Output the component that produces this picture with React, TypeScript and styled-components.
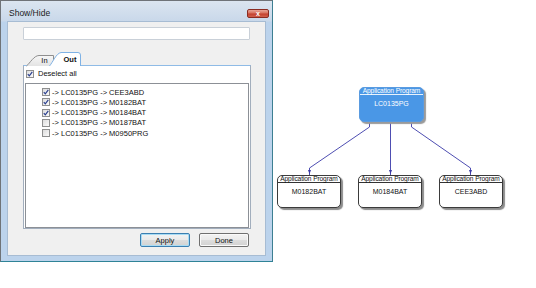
import React from "react";
import styled, { createGlobalStyle, css } from "styled-components";

const Global = createGlobalStyle`
  html, body { margin: 0; padding: 0; background: #ffffff; }
  body { font-family: "Liberation Sans", Arial, sans-serif; }
  * { box-sizing: border-box; }
`;

const Page = styled.div`
  display: flex;
  width: 536px;
  height: 288px;
  background: #fff;
`;

const Window = styled.div`
  width: 273px;
  height: 262px;
  display: flex;
  flex-direction: column;
  border: 1px solid #6f7378;
  border-right-color: #3d7f92;
  border-bottom-color: #2f8397;
  background: linear-gradient(#dbe5f0 0px, #c9d8ea 20px, #bcd3ec 21px, #bcd3ec 100%);
  padding: 0 6px 5px 6px;
`;

const TitleBar = styled.div`
  height: 20px;
  display: flex;
  align-items: center;
  justify-content: space-between;
  padding-left: 2px;
`;

const Title = styled.span`
  font-size: 8.5px;
  color: #1b1b1b;
  margin-top: 4px;
`;

const CloseBtn = styled.div`
  width: 22px;
  height: 9px;
  margin-right: -3px;
  margin-top: 5px;
  border: 1px solid #8a2c22;
  border-radius: 2px;
  background: linear-gradient(#e8a597 0%, #d7705e 45%, #c4412e 55%, #d0604c 100%);
  display: flex;
  align-items: center;
  justify-content: center;
  color: #fff;
  font-size: 7px;
  font-weight: bold;
  line-height: 1;
`;

const Client = styled.div`
  flex: 1;
  background: #f0f0f0;
  border: 1px solid #a7bcd3;
  padding: 5px 16px 0 15px;
  display: flex;
  flex-direction: column;
`;

const TextInput = styled.div`
  width: 227px;
  height: 13px;
  background: #fff;
  border: 1px solid #c9d0d8;
  border-radius: 1px;
`;

const TabStrip = styled.div`
  display: flex;
  margin-top: 12px;
  padding-left: 3px;
  height: 14px;
  align-items: flex-end;
  position: relative;
  z-index: 1;
`;

const Tab = styled.div<{ $active?: boolean }>`
  position: relative;
  display: flex;
  align-items: center;
  justify-content: center;
  font-size: 7.5px;
  color: #111111;
  ${(p) =>
    p.$active
      ? css`
          width: 32px;
          height: 14px;
          margin-left: -5px;
          font-weight: bold;
          padding: 1px 0 0 10px;
        `
      : css`
          width: 28px;
          height: 11px;
          padding: 0 0 0 9px;
        `}
`;

const TabShape = styled.svg`
  position: absolute;
  inset: 0;
  overflow: visible;
`;

const TabLabel = styled.span`
  position: relative;
  color: #111111;
`;

const Panel = styled.div`
  width: 228px;
  height: 164px;
  margin-top: -1px;
  background: #fff;
  border: 1px solid #a2aebd;
  border-top-color: #8fbbe6;
  padding: 3px 1px 0 1px;
  display: flex;
  flex-direction: column;
`;

const CheckRow = styled.div`
  display: flex;
  align-items: center;
  gap: 4px;
  height: 9px;
  font-size: 7.5px;
  color: #111;
  padding-left: 1px;
`;

const Box = styled.span`
  width: 8px;
  height: 8px;
  border: 1px solid #8e8f8f;
  background: linear-gradient(135deg, #dcdcdc, #fbfbfb);
  display: inline-flex;
  align-items: center;
  justify-content: center;
  flex: none;
`;

const ListBox = styled.div`
  margin-top: 5px;
  height: 145px;
  border: 1px solid #8c9096;
  padding: 3px 0 0 16px;
  display: flex;
  flex-direction: column;
`;

const ListItem = styled.div`
  display: flex;
  align-items: center;
  gap: 2px;
  height: 10.25px;
  font-size: 7.5px;
  color: #111;
  white-space: nowrap;
`;

const ButtonRow = styled.div`
  display: flex;
  justify-content: flex-end;
  gap: 9px;
  margin-top: 4px;
`;

const Button = styled.div<{ $focused?: boolean }>`
  width: 50px;
  height: 14px;
  border: 1px solid ${(p) => (p.$focused ? "#3c7fb1" : "#707070")};
  border-radius: 2px;
  background: linear-gradient(#f3f3f3 0%, #ebebeb 48%, #dddddd 52%, #d2d2d2 100%);
  box-shadow: inset 0 0 0 1px ${(p) => (p.$focused ? "#a9dcf4" : "#fafafa")};
  font-size: 7.5px;
  color: #111;
  display: flex;
  align-items: center;
  justify-content: center;
`;

const Canvas = styled.div`
  position: relative;
  width: 263px;
  height: 288px;
`;

const Wires = styled.svg`
  position: absolute;
  inset: 0;
`;

const Node = styled.div<{ $x: number; $y: number; $primary?: boolean }>`
  position: absolute;
  left: ${(p) => p.$x}px;
  top: ${(p) => p.$y}px;
  width: ${(p) => (p.$primary ? 65 : 64)}px;
  height: ${(p) => (p.$primary ? 35 : 33)}px;
  border-radius: 5px;
  border: 1px solid ${(p) => (p.$primary ? "#5a9be0" : "#3b3b3b")};
  background: ${(p) => (p.$primary ? "#4a97e6" : "#ffffff")};
  color: ${(p) => (p.$primary ? "#ffffff" : "#111111")};
  box-shadow: 2px 2px 1px ${(p) => (p.$primary ? "#9a9a9a" : "#8c8c8c")};
  display: flex;
  flex-direction: column;
  overflow: hidden;
`;

const NodeHeader = styled.div<{ $primary?: boolean }>`
  height: 7px;
  border-bottom: 1px solid ${(p) => (p.$primary ? "#e8f2fc" : "#333333")};
  font-size: 6.6px;
  line-height: 6px;
  text-align: center;
  white-space: nowrap;
  letter-spacing: -0.1px;
`;

const NodeName = styled.div`
  padding-top: 5px;
  font-size: 7px;
  line-height: 8px;
  text-align: center;
`;

const Check = () => (
  <svg width="6" height="6" viewBox="0 0 6 6">
    <path d="M0.8 3.2 L2.3 4.8 L5.3 0.8" fill="none" stroke="#2a3f8f" strokeWidth="1.2" />
  </svg>
);

const items = [
  { label: "-> LC0135PG -> CEE3ABD", checked: true },
  { label: "-> LC0135PG -> M0182BAT", checked: true },
  { label: "-> LC0135PG -> M0184BAT", checked: true },
  { label: "-> LC0135PG -> M0187BAT", checked: false },
  { label: "-> LC0135PG -> M0950PRG", checked: false },
];

const children = [
  { x: 4, name: "M0182BAT" },
  { x: 85, name: "M0184BAT" },
  { x: 166, name: "CEE3ABD" },
];

export default function App() {
  return (
    <>
      <Global />
      <Page>
        <Window>
          <TitleBar>
            <Title>Show/Hide</Title>
            <CloseBtn>x</CloseBtn>
          </TitleBar>
          <Client>
            <TextInput />
            <TabStrip>
              <Tab>
                <TabShape width="28" height="11" viewBox="0 0 28 11">
                  <defs>
                    <linearGradient id="tg" x1="0" y1="0" x2="0" y2="1">
                      <stop offset="0" stopColor="#f7f7f7" />
                      <stop offset="1" stopColor="#e3e3e3" />
                    </linearGradient>
                  </defs>
                  <path d="M0.5 11 C4 8, 8 0.5, 13 0.5 H27.5 V11" fill="url(#tg)" stroke="#8e8e8e" strokeWidth="1" />
                </TabShape>
                <TabLabel>In</TabLabel>
              </Tab>
              <Tab $active>
                <TabShape width="32" height="14" viewBox="0 0 32 14">
                  <path d="M0.5 14 C4 10, 7 1.5, 12 0.5 H29 Q31.5 0.5 31.5 3 V14" fill="#ffffff" stroke="#7fb2e5" strokeWidth="1" />
                </TabShape>
                <TabLabel>Out</TabLabel>
              </Tab>
            </TabStrip>
            <Panel>
              <CheckRow>
                <Box>
                  <Check />
                </Box>
                Deselect all
              </CheckRow>
              <ListBox>
                {items.map((it) => (
                  <ListItem key={it.label}>
                    <Box>{it.checked && <Check />}</Box>
                    {it.label}
                  </ListItem>
                ))}
              </ListBox>
            </Panel>
            <ButtonRow>
              <Button $focused>Apply</Button>
              <Button>Done</Button>
            </ButtonRow>
          </Client>
        </Window>
        <Canvas>
          <Wires width="263" height="288" viewBox="0 0 263 288">
            <g fill="none" stroke="#4e4eb2" strokeWidth="1">
              <path d="M96.5 122 V127 L36.5 168 V175" />
              <path d="M117.5 122 V175" />
              <path d="M138.5 122 V127 L197.5 168 V175" />
            </g>
            <g fill="#3a3aa6">
              <path d="M35 170 H38 L36.5 174 Z" />
              <path d="M116 170 H119 L117.5 174 Z" />
              <path d="M196 170 H199 L197.5 174 Z" />
            </g>
          </Wires>
          <Node $x={86} $y={87} $primary>
            <NodeHeader $primary>Application Program</NodeHeader>
            <NodeName>LC0135PG</NodeName>
          </Node>
          {children.map((c) => (
            <Node key={c.name} $x={c.x} $y={175}>
              <NodeHeader>Application Program</NodeHeader>
              <NodeName>{c.name}</NodeName>
            </Node>
          ))}
        </Canvas>
      </Page>
    </>
  );
}
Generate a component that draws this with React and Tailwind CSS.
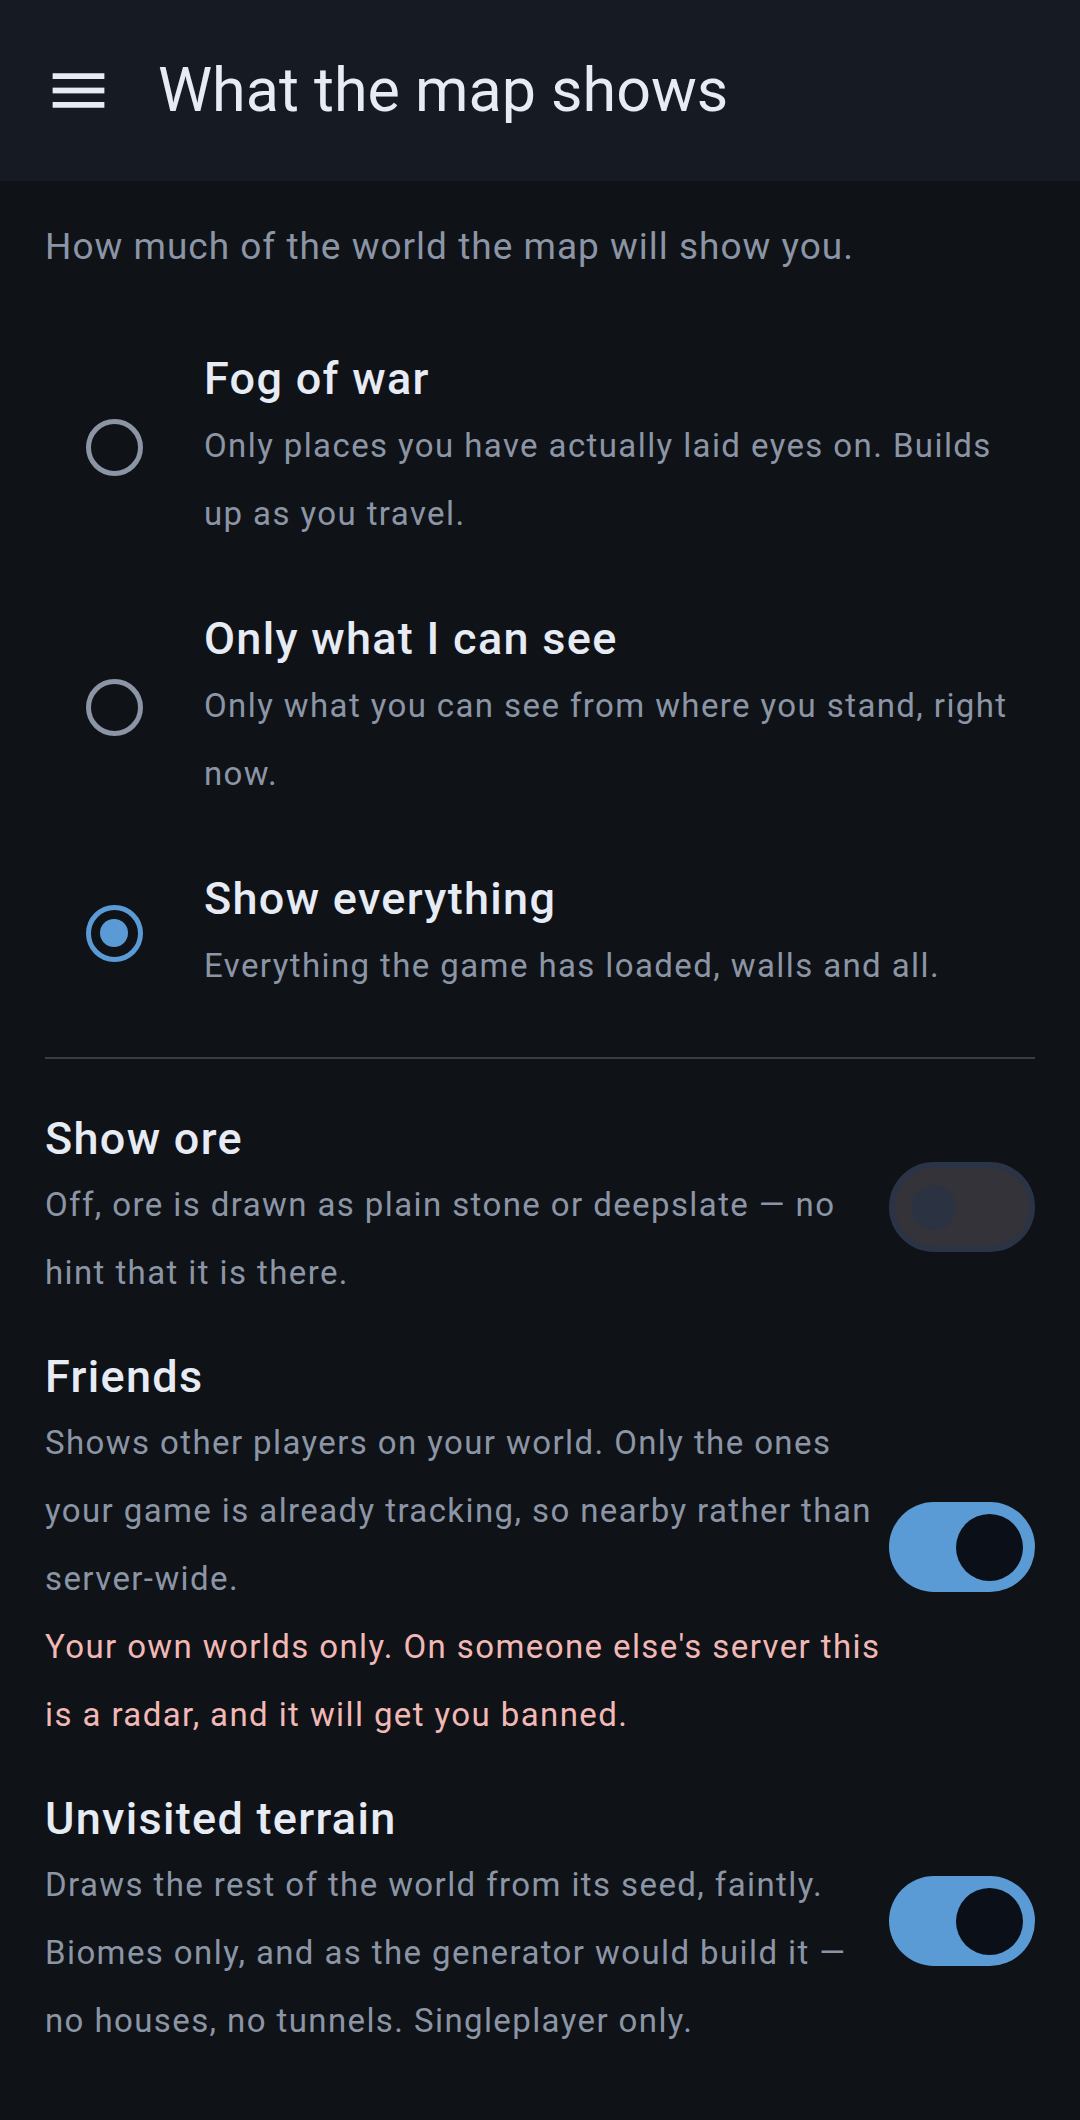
import React from "react";

function Radio({ selected }) {
  if (selected) {
    return (
      <div className="w-[57px] h-[57px] rounded-full border-[5.5px] border-[#5b9bd5] flex items-center justify-center">
        <div className="w-[28px] h-[28px] rounded-full bg-[#5b9bd5]" />
      </div>
    );
  }
  return <div className="w-[57px] h-[57px] rounded-full border-[5.5px] border-[#8b95a5]" />;
}

function Toggle({ on }) {
  if (on) {
    return (
      <div className="w-[146px] h-[90px] rounded-full bg-[#5b9bd5] flex items-center justify-end pr-[12px] shrink-0">
        <div className="w-[67px] h-[67px] rounded-full bg-[#0b0f17]" />
      </div>
    );
  }
  return (
    <div className="w-[146px] h-[90px] rounded-full bg-[#343339] border-[6px] border-[#2b3445] flex items-center pl-[16px] shrink-0">
      <div className="w-[45px] h-[45px] rounded-full bg-[#2b3342]" />
    </div>
  );
}

function RadioItem({ title, desc, selected }) {
  return (
    <div className="flex items-center py-[29px]">
      <div className="w-[138px] flex justify-center shrink-0">
        <Radio selected={selected} />
      </div>
      <div className="ml-[21px] flex-1">
        <div className="text-[45px] leading-[66px] font-medium text-[#e6ebf4] tracking-[1.3px]">{title}</div>
        <div className="text-[33px] leading-[68px] text-[#8b95a5] tracking-[1.4px]">{desc}</div>
      </div>
    </div>
  );
}

function ToggleRow({ title, desc, warn, on }) {
  return (
    <div className="flex items-center py-[19px]">
      <div className="flex-1">
        <div className="text-[45px] leading-[64px] font-medium text-[#e6ebf4] tracking-[1.3px]">{title}</div>
        <div className="text-[33px] leading-[68px] text-[#8b95a5] tracking-[1.4px]">{desc}</div>
        {warn && <div className="text-[33px] leading-[68px] text-[#f2b8b5] tracking-[1.4px]">{warn}</div>}
      </div>
      <Toggle on={on} />
    </div>
  );
}

export default function App() {
  return (
    <div className="min-h-[2120px] bg-[#0f1217] font-['Roboto',sans-serif]">
      <header className="h-[181px] bg-[#151a23] flex items-center pl-[44px]">
        <svg width="69" height="69" viewBox="0 0 24 24" fill="#e6ebf4">
          <rect x="3" y="6" width="18" height="2" />
          <rect x="3" y="11" width="18" height="2" />
          <rect x="3" y="16" width="18" height="2" />
        </svg>
        <h1 className="ml-[45px] text-[61px] text-[#e6ebf4] leading-none">What the map shows</h1>
      </header>
      <main className="px-[45px]">
        <p className="pt-[32px] text-[37px] leading-[68px] text-[#8b95a5] tracking-[1px]">
          How much of the world the map will show you.
        </p>
        <div className="mt-[36px]">
          <RadioItem title="Fog of war" desc="Only places you have actually laid eyes on. Builds up as you travel." />
          <RadioItem title="Only what I can see" desc="Only what you can see from where you stand, right now." />
          <RadioItem title="Show everything" desc="Everything the game has loaded, walls and all." selected />
        </div>
        <div className="mt-[28px] mb-[29px] h-[2px] bg-[#3c3b41]" />
        <ToggleRow
          title="Show ore"
          desc="Off, ore is drawn as plain stone or deepslate — no hint that it is there."
        />
        <ToggleRow
          title="Friends"
          desc="Shows other players on your world. Only the ones your game is already tracking, so nearby rather than server-wide."
          warn="Your own worlds only. On someone else's server this is a radar, and it will get you banned."
          on
        />
        <ToggleRow
          title="Unvisited terrain"
          desc="Draws the rest of the world from its seed, faintly. Biomes only, and as the generator would build it — no houses, no tunnels. Singleplayer only."
          on
        />
      </main>
    </div>
  );
}
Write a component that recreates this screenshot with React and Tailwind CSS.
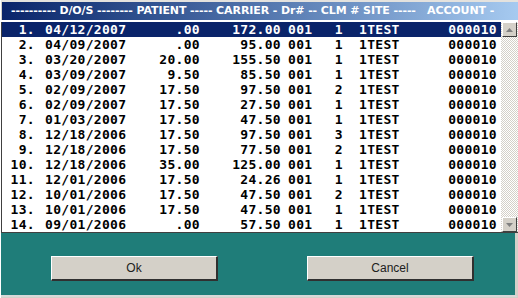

Stated exercise - Find every line in the records that contains the word "components"; copy those lines.

Exercise answer -
Output the component that produces this picture with React, TypeScript and styled-components.
import styled, { createGlobalStyle, css } from "styled-components";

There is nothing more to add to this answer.